- Collected data -
• • • • •

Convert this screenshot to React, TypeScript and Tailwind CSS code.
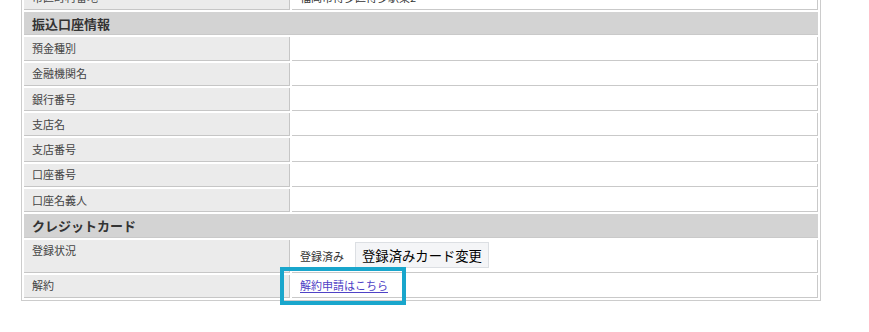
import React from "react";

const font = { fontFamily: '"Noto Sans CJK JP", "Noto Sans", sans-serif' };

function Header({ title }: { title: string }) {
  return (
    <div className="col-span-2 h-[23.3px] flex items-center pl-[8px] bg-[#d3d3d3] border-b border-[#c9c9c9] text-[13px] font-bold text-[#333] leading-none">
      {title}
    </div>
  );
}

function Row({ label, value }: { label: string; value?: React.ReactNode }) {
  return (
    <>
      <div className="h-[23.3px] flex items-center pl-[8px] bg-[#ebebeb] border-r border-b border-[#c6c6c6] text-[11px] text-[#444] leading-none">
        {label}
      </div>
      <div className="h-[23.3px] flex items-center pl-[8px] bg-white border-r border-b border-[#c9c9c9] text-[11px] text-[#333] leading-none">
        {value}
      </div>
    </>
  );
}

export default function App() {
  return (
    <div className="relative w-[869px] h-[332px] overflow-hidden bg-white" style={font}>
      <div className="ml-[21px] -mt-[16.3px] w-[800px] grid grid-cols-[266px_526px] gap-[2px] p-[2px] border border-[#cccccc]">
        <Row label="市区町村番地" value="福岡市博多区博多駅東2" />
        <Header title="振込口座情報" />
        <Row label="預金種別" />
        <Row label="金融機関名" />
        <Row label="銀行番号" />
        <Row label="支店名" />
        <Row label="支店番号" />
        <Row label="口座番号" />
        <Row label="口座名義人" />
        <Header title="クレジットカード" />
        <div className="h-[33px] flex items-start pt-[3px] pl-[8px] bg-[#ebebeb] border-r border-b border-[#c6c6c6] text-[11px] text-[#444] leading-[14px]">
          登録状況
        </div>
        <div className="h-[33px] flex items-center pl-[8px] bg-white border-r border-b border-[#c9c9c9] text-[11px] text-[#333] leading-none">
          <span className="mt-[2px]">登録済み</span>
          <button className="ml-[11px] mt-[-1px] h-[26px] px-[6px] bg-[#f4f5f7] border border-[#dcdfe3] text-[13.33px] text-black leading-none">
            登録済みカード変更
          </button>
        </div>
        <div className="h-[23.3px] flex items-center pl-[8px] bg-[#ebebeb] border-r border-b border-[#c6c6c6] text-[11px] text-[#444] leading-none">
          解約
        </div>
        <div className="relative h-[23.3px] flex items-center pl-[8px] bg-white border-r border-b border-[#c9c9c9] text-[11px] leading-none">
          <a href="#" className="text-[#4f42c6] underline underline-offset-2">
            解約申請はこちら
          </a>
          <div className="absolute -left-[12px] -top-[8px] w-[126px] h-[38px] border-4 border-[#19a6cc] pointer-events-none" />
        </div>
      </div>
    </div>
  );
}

• • • • •

- Work required -
Pictures are excluded; output everything else in the data verbatim.

- Task response -
Convert this screenshot to React, TypeScript and Tailwind CSS code.
import React from "react";

const font = { fontFamily: '"Noto Sans CJK JP", "Noto Sans", sans-serif' };

function Header({ title }: { title: string }) {
  return (
    <div className="col-span-2 h-[23.3px] flex items-center pl-[8px] bg-[#d3d3d3] border-b border-[#c9c9c9] text-[13px] font-bold text-[#333] leading-none">
      {title}
    </div>
  );
}

function Row({ label, value }: { label: string; value?: React.ReactNode }) {
  return (
    <>
      <div className="h-[23.3px] flex items-center pl-[8px] bg-[#ebebeb] border-r border-b border-[#c6c6c6] text-[11px] text-[#444] leading-none">
        {label}
      </div>
      <div className="h-[23.3px] flex items-center pl-[8px] bg-white border-r border-b border-[#c9c9c9] text-[11px] text-[#333] leading-none">
        {value}
      </div>
    </>
  );
}

export default function App() {
  return (
    <div className="relative w-[869px] h-[332px] overflow-hidden bg-white" style={font}>
      <div className="ml-[21px] -mt-[16.3px] w-[800px] grid grid-cols-[266px_526px] gap-[2px] p-[2px] border border-[#cccccc]">
        <Row label="市区町村番地" value="福岡市博多区博多駅東2" />
        <Header title="振込口座情報" />
        <Row label="預金種別" />
        <Row label="金融機関名" />
        <Row label="銀行番号" />
        <Row label="支店名" />
        <Row label="支店番号" />
        <Row label="口座番号" />
        <Row label="口座名義人" />
        <Header title="クレジットカード" />
        <div className="h-[33px] flex items-start pt-[3px] pl-[8px] bg-[#ebebeb] border-r border-b border-[#c6c6c6] text-[11px] text-[#444] leading-[14px]">
          登録状況
        </div>
        <div className="h-[33px] flex items-center pl-[8px] bg-white border-r border-b border-[#c9c9c9] text-[11px] text-[#333] leading-none">
          <span className="mt-[2px]">登録済み</span>
          <button className="ml-[11px] mt-[-1px] h-[26px] px-[6px] bg-[#f4f5f7] border border-[#dcdfe3] text-[13.33px] text-black leading-none">
            登録済みカード変更
          </button>
        </div>
        <div className="h-[23.3px] flex items-center pl-[8px] bg-[#ebebeb] border-r border-b border-[#c6c6c6] text-[11px] text-[#444] leading-none">
          解約
        </div>
        <div className="relative h-[23.3px] flex items-center pl-[8px] bg-white border-r border-b border-[#c9c9c9] text-[11px] leading-none">
          <a href="#" className="text-[#4f42c6] underline underline-offset-2">
            解約申請はこちら
          </a>
          <div className="absolute -left-[12px] -top-[8px] w-[126px] h-[38px] border-4 border-[#19a6cc] pointer-events-none" />
        </div>
      </div>
    </div>
  );
}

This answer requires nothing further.